Researchers at St. Jude Children's Research Hospital have identified
a new tumor suppressor gene called ARF. While in the process of investigating
this gene, they made a related discovery with possibly even farther reaching
implications. They have identified a single genetic locus called INK4a
encodes protein products that regulate the most frequently targeted biochemical
pathways in human cancers.
The St. Jude researchers discovered that ARF interacts with one of the
most frequently mutated tumor suppressor genes in human cancer, p53. They
report that tumor suppression by ARF in mice could not occur if p53, which
causes cells with defective DNA to arrest their growth and to self-destruct,
is itself defective, missing, or otherwise nonfunctional. The research
team had previously discovered that ARF appeared to be embedded in INK4a.

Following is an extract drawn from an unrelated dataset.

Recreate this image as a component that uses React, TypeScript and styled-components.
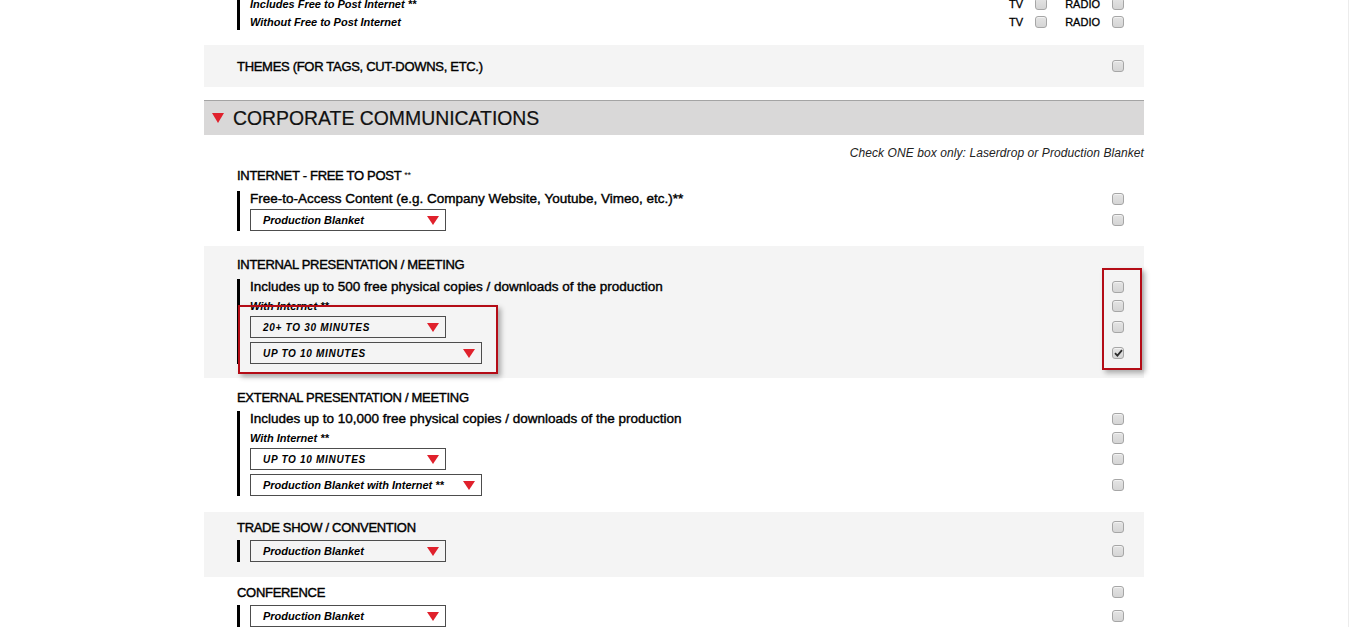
import React from "react";
import styled, { createGlobalStyle } from "styled-components";

const GlobalStyle = createGlobalStyle`
  html, body { margin: 0; padding: 0; overflow: hidden; background: #fff; }
  body { font-family: "Liberation Sans", Arial, sans-serif; color: #000; }
`;

const Page = styled.div`
  width: 1349px;
  height: 627px;
  box-sizing: border-box;
  border-right: 1px solid #ececec;
  overflow: hidden;
`;

const Container = styled.div`
  width: 940px;
  margin-left: 204px;
`;

const Section = styled.div<{ $band?: boolean; $pt?: number; $pb?: number; $mt?: number }>`
  position: relative;
  margin-top: ${p => p.$mt ?? 0}px;
  padding: ${p => p.$pt ?? 0}px 20px ${p => p.$pb ?? 0}px 33px;
  background: ${p => (p.$band ? "#f4f4f4" : "transparent")};
`;

const Row = styled.div<{ $h: number; $mt?: number; $indent?: boolean }>`
  display: flex;
  align-items: center;
  justify-content: space-between;
  height: ${p => p.$h}px;
  margin-top: ${p => p.$mt ?? 0}px;
  padding-left: ${p => (p.$indent ? 10 : 0)}px;
`;

const SubGroup = styled.div<{ $mt?: number }>`
  display: flex;
  flex-direction: column;
  margin-top: ${p => p.$mt ?? 0}px;
  border-left: 3px solid #000;
`;

const Title = styled.span`
  font-size: 13px;
  letter-spacing: -0.3px;
  -webkit-text-stroke: 0.4px #000;
  white-space: nowrap;
`;

const Stars = styled.span`
  font-size: 9px;
  margin-left: 3px;
  vertical-align: 2px;
  -webkit-text-stroke: 0;
`;

const MainText = styled.span`
  font-size: 13.5px;
  -webkit-text-stroke: 0.4px #000;
  white-space: nowrap;
`;

const Note = styled.span`
  font-size: 11px;
  font-weight: bold;
  font-style: italic;
  white-space: nowrap;
`;

const Hint = styled.div`
  margin-top: 11px;
  text-align: right;
  font-size: 12px;
  font-style: italic;
  letter-spacing: 0.08px;
  line-height: 14px;
  color: #222;
`;

const Header = styled.div`
  display: flex;
  align-items: center;
  gap: 9px;
  margin-top: 13px;
  height: 34px;
  padding-left: 8px;
  border-top: 1px solid #a4a4a4;
  background: #d9d8d8;
`;

const HeaderText = styled.h2`
  margin: 0;
  font-size: 19.4px;
  font-weight: normal;
  color: #111;
  -webkit-text-stroke: 0.2px #111;
`;

const DownArrow = styled.span<{ $w?: number; $h?: number }>`
  display: inline-block;
  width: 0;
  height: 0;
  border-left: ${p => (p.$w ?? 12) / 2}px solid transparent;
  border-right: ${p => (p.$w ?? 12) / 2}px solid transparent;
  border-top: ${p => p.$h ?? 9}px solid #e0212c;
`;

const Dropdown = styled.div<{ $w: number }>`
  display: flex;
  align-items: center;
  justify-content: space-between;
  box-sizing: border-box;
  width: ${p => p.$w}px;
  height: 22px;
  padding: 0 6px 0 12px;
  border: 1px solid #4d4d4d;
`;

const DropLabel = styled.span<{ $caps?: boolean }>`
  font-size: ${p => (p.$caps ? 10 : 11)}px;
  font-weight: bold;
  font-style: italic;
  letter-spacing: ${p => (p.$caps ? 0.7 : 0)}px;
  white-space: nowrap;
`;

const Box = styled.span`
  display: inline-flex;
  align-items: center;
  justify-content: center;
  flex: none;
  box-sizing: border-box;
  width: 12px;
  height: 12px;
  border: 1px solid #a6a6a6;
  border-radius: 3px;
  background: linear-gradient(#e4e4e4, #d5d5d5);
  box-shadow: inset 0 1px 0 #f2f2f2;
`;

const Pair = styled.div`
  display: flex;
  align-items: center;
`;

const MediaLabel = styled.span<{ $gap: number }>`
  margin-left: ${p => p.$gap}px;
  margin-right: 12px;
  font-size: 11px;
  -webkit-text-stroke: 0.3px #000;
`;

const Highlight = styled.div<{ $l: number; $t: number; $w: number; $h: number }>`
  position: absolute;
  left: ${p => p.$l}px;
  top: ${p => p.$t}px;
  width: ${p => p.$w}px;
  height: ${p => p.$h}px;
  box-sizing: border-box;
  border: 2px solid #b40c16;
  box-shadow: 3px 3px 5px rgba(0, 0, 0, 0.3);
  pointer-events: none;
`;

const Check: React.FC<{ checked?: boolean }> = ({ checked }) => (
  <Box>
    {checked && (
      <svg width="9" height="8" viewBox="0 0 9 8">
        <path d="M1 4.2 L3.4 6.6 L8 1.2" fill="none" stroke="#2b2b2b" strokeWidth="1.8" />
      </svg>
    )}
  </Box>
);

const Select: React.FC<{ label: string; width?: number; caps?: boolean }> = ({ label, width = 196, caps }) => (
  <Dropdown $w={width}>
    <DropLabel $caps={caps}>{label}</DropLabel>
    <DownArrow />
  </Dropdown>
);

const MediaChecks: React.FC = () => (
  <Pair>
    <MediaLabel $gap={0}>TV</MediaLabel>
    <Check />
    <MediaLabel $gap={18}>RADIO</MediaLabel>
    <Check />
  </Pair>
);

export default function App() {
  return (
    <Page>
      <GlobalStyle />
      <Container>
        <Section $mt={-4} $pb={15}>
          <SubGroup>
            <Row $h={16} $indent>
              <Note>Includes Free to Post Internet **</Note>
              <MediaChecks />
            </Row>
            <Row $h={16} $mt={2} $indent>
              <Note>Without Free to Post Internet</Note>
              <MediaChecks />
            </Row>
          </SubGroup>
        </Section>

        <Section $band $pt={13} $pb={13}>
          <Row $h={16}>
            <Title>THEMES (FOR TAGS, CUT-DOWNS, ETC.)</Title>
            <Check />
          </Row>
        </Section>

        <Header>
          <DownArrow $w={12} $h={10} />
          <HeaderText>CORPORATE COMMUNICATIONS</HeaderText>
        </Header>

        <Hint>Check ONE box only: Laserdrop or Production Blanket</Hint>

        <Section $pt={7} $pb={15}>
          <Row $h={16}>
            <Title>
              INTERNET - FREE TO POST<Stars>**</Stars>
            </Title>
          </Row>
          <SubGroup $mt={8}>
            <Row $h={15} $indent>
              <MainText>Free-to-Access Content (e.g. Company Website, Youtube, Vimeo, etc.)**</MainText>
              <Check />
            </Row>
            <Row $h={22} $mt={3} $indent>
              <Select label="Production Blanket" />
              <Check />
            </Row>
          </SubGroup>
        </Section>

        <Section $band $pt={10} $pb={14}>
          <Row $h={16}>
            <Title>INTERNAL PRESENTATION / MEETING</Title>
          </Row>
          <SubGroup $mt={7}>
            <Row $h={15} $indent>
              <MainText>Includes up to 500 free physical copies / downloads of the production</MainText>
              <Check />
            </Row>
            <Row $h={14} $mt={5} $indent>
              <Note>With Internet **</Note>
              <Check />
            </Row>
            <Row $h={22} $mt={3} $indent>
              <Select label="20+ TO 30 MINUTES" caps />
              <Check />
            </Row>
            <Row $h={22} $mt={4} $indent>
              <Select label="UP TO 10 MINUTES" width={232} caps />
              <Check checked />
            </Row>
          </SubGroup>
          <Highlight $l={34} $t={59} $w={260} $h={69} />
          <Highlight $l={898} $t={22} $w={40} $h={102} />
        </Section>

        <Section $pt={11} $pb={16}>
          <Row $h={16}>
            <Title>EXTERNAL PRESENTATION / MEETING</Title>
          </Row>
          <SubGroup $mt={6}>
            <Row $h={15} $indent>
              <MainText>Includes up to 10,000 free physical copies / downloads of the production</MainText>
              <Check />
            </Row>
            <Row $h={14} $mt={5} $indent>
              <Note>With Internet **</Note>
              <Check />
            </Row>
            <Row $h={22} $mt={3} $indent>
              <Select label="UP TO 10 MINUTES" caps />
              <Check />
            </Row>
            <Row $h={22} $mt={4} $indent>
              <Select label="Production Blanket with Internet **" width={232} />
              <Check />
            </Row>
          </SubGroup>
        </Section>

        <Section $band $pt={7} $pb={15}>
          <Row $h={16}>
            <Title>TRADE SHOW / CONVENTION</Title>
            <Check />
          </Row>
          <SubGroup $mt={5}>
            <Row $h={22} $indent>
              <Select label="Production Blanket" />
              <Check />
            </Row>
          </SubGroup>
        </Section>

        <Section $pt={7}>
          <Row $h={16}>
            <Title>CONFERENCE</Title>
            <Check />
          </Row>
          <SubGroup $mt={5}>
            <Row $h={22} $indent>
              <Select label="Production Blanket" />
              <Check />
            </Row>
          </SubGroup>
        </Section>
      </Container>
    </Page>
  );
}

"This economical, overlapping organization of both the ARF and INK4a
genes in the same chromosomal location, observed in both mice and humans,
is not seen anywhere else in mammals," explained Charles J. Sherr, M.D., Ph.D., an investigator of the Howard Hughes Medical Institute.
The other cancer-related biochemical pathway, previously discovered,
involves a protein separately encoded by INK4a that affects the activity
of another tumor suppressor, the retinoblastoma protein, RB.
"What is most surprising," said Sherr, "is that a single genetic
locus, INK4a/ARF, encodes two different products that regulate the two
biochemical pathways involving p53 and RB." Mutations and deletions
that adversely affect the INK4a/ARF locus are very common in different forms of human
cancer.
Sherr and his team confirmed ARF as a tumor suppressor by finding that,
when ARF is eliminated or knocked-out in mice, the mice develop cancers.
At two months of age, mice deprived of ARF began to develop cancer spontaneously and, by six months, a third exhibited malignant tumors.
Treating the mice with a known carcinogen or with X-rays hastened the onset
of tumors. Conversely, mouse cell lines missing the protein encoded
by ARF promptly stopped proliferating when the ARF protein was reintroduced
in the cells via a retroviral vector.
The exact mechanism by which ARF exerts its antiproliferative effects
on cells is unknown. The researchers believe ARF may operate, like p53,
through another cell growth inhibitor called p21Cip1 , which is found at
increased levels in the presence of ARF.
The research appears in the November 27, 1997 issue of Cell.